If there’s one thing that this Glenrothes venue can’t be accused of, it’s a lack of diversity or ambition in its bookings.
The night before the show by rising Canadian TV stars Carmen and Camille, they welcomed acts from Exeter, Amsterdam, and… Dunfermline.
English three-piece Ono Palindromes opened, and assailed the audience with flailing guitars and precise rhythms, an assault of Sonic Youth proportions.
Dutch duo Persil are veterans of three sessions for DJ John Peel, and have opened for Blondie in an arena in their home country, but their charming electronic pop is ideal for a club like the Greenside. With no album due until next year, they tried out some new material on the Fife crowd, but it was old favourite ‘Light Up My Life’ which really got the audience moving.
From rather closer to home, Cruiser have been making up for lost time. Following a hiatus of six years and many lineup changes, their second album ‘happyrobots…’ has finally appeared and the band recently relaunched themselves with a hometown Carnegie Hall show.

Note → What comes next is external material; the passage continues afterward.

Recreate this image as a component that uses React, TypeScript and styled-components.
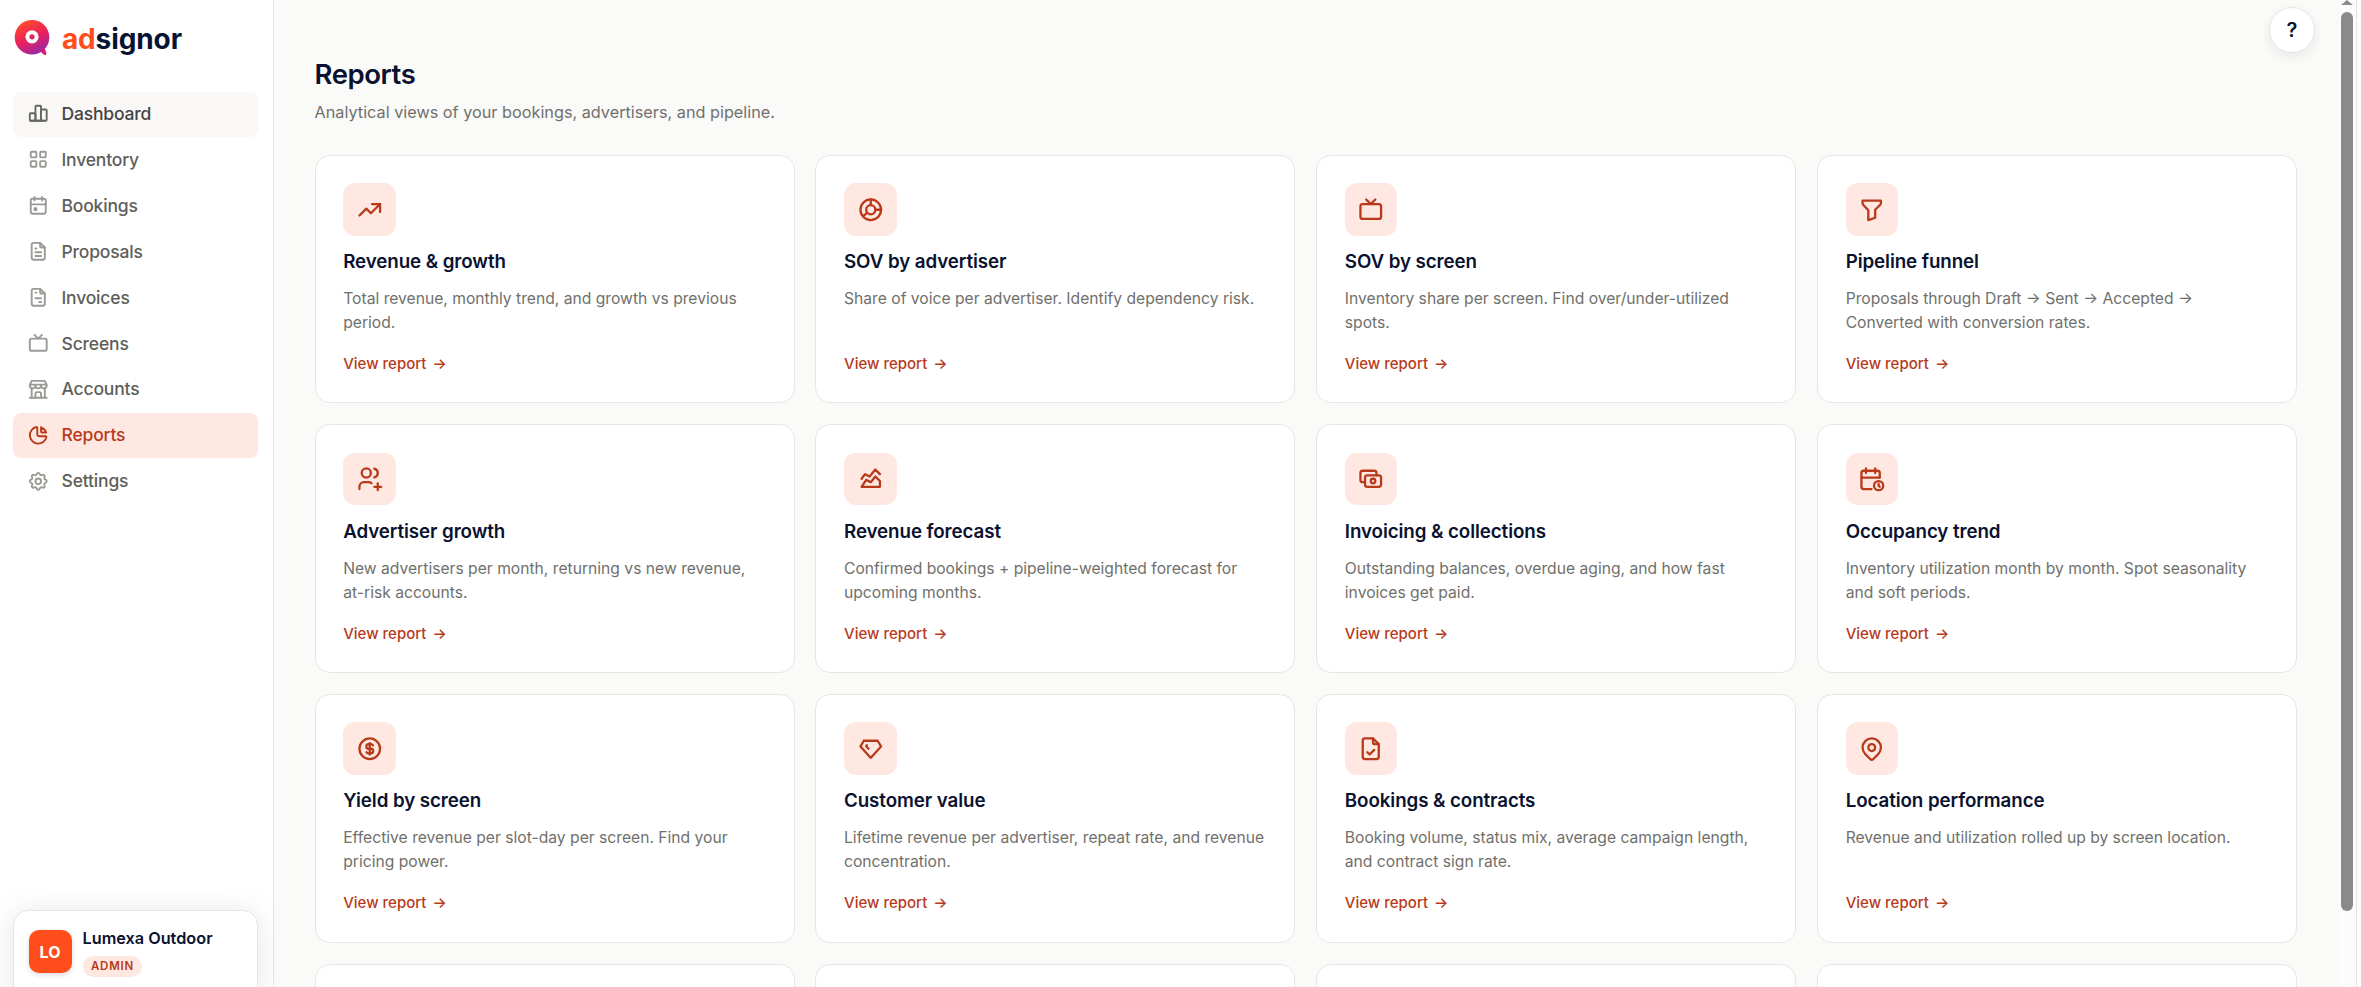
import React from 'react';
import styled, { createGlobalStyle, css } from 'styled-components';
import type { IconType } from 'react-icons';
import {
  TbBuildingStore, TbCalendarEvent, TbCalendarTime, TbCash, TbChartAreaLine, TbChartBar,
  TbChartDonut3, TbChartPie, TbCoin, TbDeviceTv, TbDiamond, TbFileCheck, TbFileInvoice,
  TbFileText, TbFilter, TbLayoutGrid, TbMapPin, TbSettings, TbTrendingUp, TbUsersPlus,
} from 'react-icons/tb';

const color = {
  ink: '#0a1230',
  muted: '#70706c',
  brand: '#ff4d1c',
  accent: '#b83a1b',
  tint: '#ffe8e1',
  line: '#e7e6e3',
  canvas: '#fafaf8',
};

const GlobalStyle = createGlobalStyle`
  *, *::before, *::after { box-sizing: border-box; }
  body {
    margin: 0;
    overflow: hidden;
    background: ${color.canvas};
    font-family: Inter, "Liberation Sans", sans-serif;
    color: ${color.ink};
  }
`;

const Shell = styled.div`
  display: flex;
  height: 987px;
  overflow: hidden;
`;

const Sidebar = styled.aside`
  display: flex;
  flex-direction: column;
  flex: none;
  width: 274px;
  padding: 0 15px 0 12.5px;
  background: #fff;
  border-right: 1px solid #e3e3e0;
  overflow: hidden;
`;

const Brand = styled.div`
  display: flex;
  align-items: center;
  gap: 11.4px;
  height: 77px;
  margin-bottom: 15px;
`;

const Wordmark = styled.span`
  font-size: 28px;
  font-weight: 700;
  line-height: 34px;
  letter-spacing: -0.1px;
  color: #071433;
  b { font-weight: 700; color: ${color.brand}; }
`;

const Nav = styled.nav`
  display: flex;
  flex-direction: column;
  gap: 0.92px;
`;

const NavItem = styled.a<{ $state?: 'hover' | 'active' }>`
  display: flex;
  align-items: center;
  gap: 12px;
  height: 45px;
  padding: 0 14.5px 2px;
  border-radius: 8px;
  font-size: 17.5px;
  font-weight: 500;
  letter-spacing: -0.01em;
  color: #5e5e5a;
  svg { flex: none; color: #999995; }
  ${({ $state }) => $state === 'hover' && css`
    background: #f9f8f6;
    color: #454544;
    svg { color: #666664; }
  `}
  ${({ $state }) => $state === 'active' && css`
    background: ${color.tint};
    color: ${color.accent};
    svg { color: ${color.accent}; }
  `}
`;

const Account = styled.div`
  display: flex;
  gap: 11px;
  flex: none;
  height: 92px;
  margin-top: auto;
  margin-bottom: -15px;
  padding: 19px 15px;
  background: #fff;
  border: 1px solid #e5e5e3;
  border-radius: 15px;
  box-shadow: 0 2px 30px rgba(20, 20, 40, 0.1);
`;

const Avatar = styled.div`
  display: grid;
  place-items: center;
  width: 43px;
  height: 43px;
  border-radius: 10px;
  background: ${color.brand};
  color: #fff;
  font-size: 16px;
  font-weight: 700;
  box-shadow: 0 2px 5px rgba(20, 20, 40, 0.15);
`;

const AccountText = styled.div`
  display: flex;
  flex-direction: column;
  align-items: flex-start;
  gap: 8px;
`;

const AccountName = styled.div`
  font-size: 16.25px;
  font-weight: 600;
  line-height: 20px;
  margin-top: -2px;
`;

const Role = styled.span`
  height: 21px;
  padding: 0 8.5px;
  border-radius: 11px;
  background: ${color.tint};
  color: ${color.accent};
  font-size: 11.5px;
  font-weight: 600;
  line-height: 21px;
  letter-spacing: 0.75px;
`;

const Main = styled.main`
  flex: 1;
  min-width: 0;
  padding: 57px 42px 0 40.5px;
  overflow: hidden;
`;

const Title = styled.h1`
  margin: 0 0 8px;
  font-size: 27.5px;
  font-weight: 600;
  line-height: 35px;
  letter-spacing: -0.015em;
`;

const Subtitle = styled.p`
  margin: 0 0 30.5px;
  font-size: 16.25px;
  line-height: 24px;
  color: ${color.muted};
`;

const Grid = styled.div`
  display: grid;
  grid-template-columns: repeat(4, 1fr);
  grid-auto-rows: 248.9px;
  gap: 20.8px;
`;

const Card = styled.article`
  display: flex;
  flex-direction: column;
  padding: 27.5px 27.5px 28.5px 27.7px;
  background: #fff;
  border: 1px solid ${color.line};
  border-radius: 15px;
`;

const Tile = styled.div`
  display: grid;
  place-items: center;
  flex: none;
  width: 52.5px;
  height: 52.5px;
  border-radius: 12px;
  background: ${color.tint};
  color: ${color.accent};
`;

const CardTitle = styled.h2`
  margin: 14.5px 0 13px;
  font-size: 18.75px;
  font-weight: 600;
  line-height: 24px;
  letter-spacing: -0.09px;
`;

const Description = styled.p`
  margin: 0;
  font-size: 15.66px;
  line-height: 24px;
  color: ${color.muted};
`;

const ViewLink = styled.a`
  display: flex;
  align-items: center;
  gap: 6px;
  margin-top: auto;
  font-size: 15px;
  font-weight: 500;
  line-height: 21px;
  color: ${color.accent};
`;

const HelpButton = styled.button`
  position: absolute;
  top: 7px;
  right: 46px;
  width: 46px;
  height: 46px;
  padding: 0;
  border: 1px solid ${color.line};
  border-radius: 50%;
  background: #fff;
  box-shadow: 0 4px 12px rgba(20, 20, 40, 0.07);
  color: ${color.ink};
  font: 600 20px Inter, sans-serif;
`;

const ScrollTrack = styled.div`
  display: flex;
  flex-direction: column;
  align-items: center;
  flex: none;
  width: 18px;
  padding-right: 1px;
  background: #fcfcfc;
  border-right: 1px solid #e2e2e2;
`;

const ScrollArrow = styled.div`
  width: 0;
  margin-bottom: 7px;
  border: 6px solid transparent;
  border-top: 0;
  border-bottom: 5px solid #8a8a8a;
`;

const ScrollThumb = styled.div`
  width: 12px;
  height: 899px;
  border-radius: 6px;
  background: #8a8a8a;
`;

const WindowEdge = styled.div`
  flex: none;
  width: 4px;
  background: #fdfdfd;
`;

const Logo = () => (
  <svg width="38" height="38" viewBox="0 0 38 38" fill="none">
    <defs>
      <linearGradient id="mark" x1="9" y1="2" x2="25" y2="36" gradientUnits="userSpaceOnUse">
        <stop stopColor="#ff4a2d" />
        <stop offset="0.5" stopColor="#ea1f5c" />
        <stop offset="1" stopColor="#8e2bb0" />
      </linearGradient>
    </defs>
    <circle cx="19" cy="17.3" r="17.3" fill="url(#mark)" />
    <path d="M26.6 30.4l4.8-1.6 1.4 1.6-.3 1.8 1.1-.3-.6 3.2-2.2-.3z" fill="#d81b74" />
    <circle cx="19" cy="16.8" r="6.6" fill="#fff" />
    <circle cx="19" cy="16.8" r="2.6" fill="#e0265f" />
  </svg>
);

const navItems: { label: string; icon: IconType; state?: 'hover' | 'active' }[] = [
  { label: 'Dashboard', icon: TbChartBar, state: 'hover' },
  { label: 'Inventory', icon: TbLayoutGrid },
  { label: 'Bookings', icon: TbCalendarEvent },
  { label: 'Proposals', icon: TbFileText },
  { label: 'Invoices', icon: TbFileInvoice },
  { label: 'Screens', icon: TbDeviceTv },
  { label: 'Accounts', icon: TbBuildingStore },
  { label: 'Reports', icon: TbChartPie, state: 'active' },
  { label: 'Settings', icon: TbSettings },
];

const reports: { title: string; text: string; icon: IconType }[] = [
  { icon: TbTrendingUp, title: 'Revenue & growth', text: 'Total revenue, monthly trend, and growth vs previous period.' },
  { icon: TbChartDonut3, title: 'SOV by advertiser', text: 'Share of voice per advertiser. Identify dependency risk.' },
  { icon: TbDeviceTv, title: 'SOV by screen', text: 'Inventory share per screen. Find over/under-utilized spots.' },
  { icon: TbFilter, title: 'Pipeline funnel', text: 'Proposals through Draft → Sent → Accepted → Converted with conversion rates.' },
  { icon: TbUsersPlus, title: 'Advertiser growth', text: 'New advertisers per month, returning vs new revenue, at-risk accounts.' },
  { icon: TbChartAreaLine, title: 'Revenue forecast', text: 'Confirmed bookings + pipeline-weighted forecast for upcoming months.' },
  { icon: TbCash, title: 'Invoicing & collections', text: 'Outstanding balances, overdue aging, and how fast invoices get paid.' },
  { icon: TbCalendarTime, title: 'Occupancy trend', text: 'Inventory utilization month by month. Spot seasonality and soft periods.' },
  { icon: TbCoin, title: 'Yield by screen', text: 'Effective revenue per slot-day per screen. Find your pricing power.' },
  { icon: TbDiamond, title: 'Customer value', text: 'Lifetime revenue per advertiser, repeat rate, and revenue concentration.' },
  { icon: TbFileCheck, title: 'Bookings & contracts', text: 'Booking volume, status mix, average campaign length, and contract sign rate.' },
  { icon: TbMapPin, title: 'Location performance', text: 'Revenue and utilization rolled up by screen location.' },
];

const nextRow = ['a', 'b', 'c', 'd'];

export default function App() {
  return (
    <>
      <GlobalStyle />
      <Shell>
        <Sidebar>
          <Brand>
            <Logo />
            <Wordmark><b>ad</b>signor</Wordmark>
          </Brand>
          <Nav>
            {navItems.map(({ label, icon: Icon, state }) => (
              <NavItem key={label} $state={state}>
                <Icon size={22.5} />
                {label}
              </NavItem>
            ))}
          </Nav>
          <Account>
            <Avatar>LO</Avatar>
            <AccountText>
              <AccountName>Lumexa Outdoor</AccountName>
              <Role>ADMIN</Role>
            </AccountText>
          </Account>
        </Sidebar>
        <Main>
          <Title>Reports</Title>
          <Subtitle>Analytical views of your bookings, advertisers, and pipeline.</Subtitle>
          <Grid>
            {reports.map(({ title, text, icon: Icon }) => (
              <Card key={title}>
                <Tile><Icon size={27.5} /></Tile>
                <CardTitle>{title}</CardTitle>
                <Description>{text}</Description>
                <ViewLink>View report <span>→</span></ViewLink>
              </Card>
            ))}
            {nextRow.map((id) => <Card key={id} />)}
          </Grid>
        </Main>
        <ScrollTrack>
          <ScrollArrow />
          <ScrollThumb />
        </ScrollTrack>
        <WindowEdge />
        <HelpButton>?</HelpButton>
      </Shell>
    </>
  );
}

Since then, a Radio One Single of the Week with ‘A Gentle Press’ and an album of remixes by the likes of Luke Solomon and Kid Carpet has seen them re-enter the public eye. Saturday night’s set was more synthpop, the twin female vocals picking out the pop melodies perfectly over a backing of eight-bit electro and noisy guitar. Like the venue itself, Cruiser seem to be a band going places.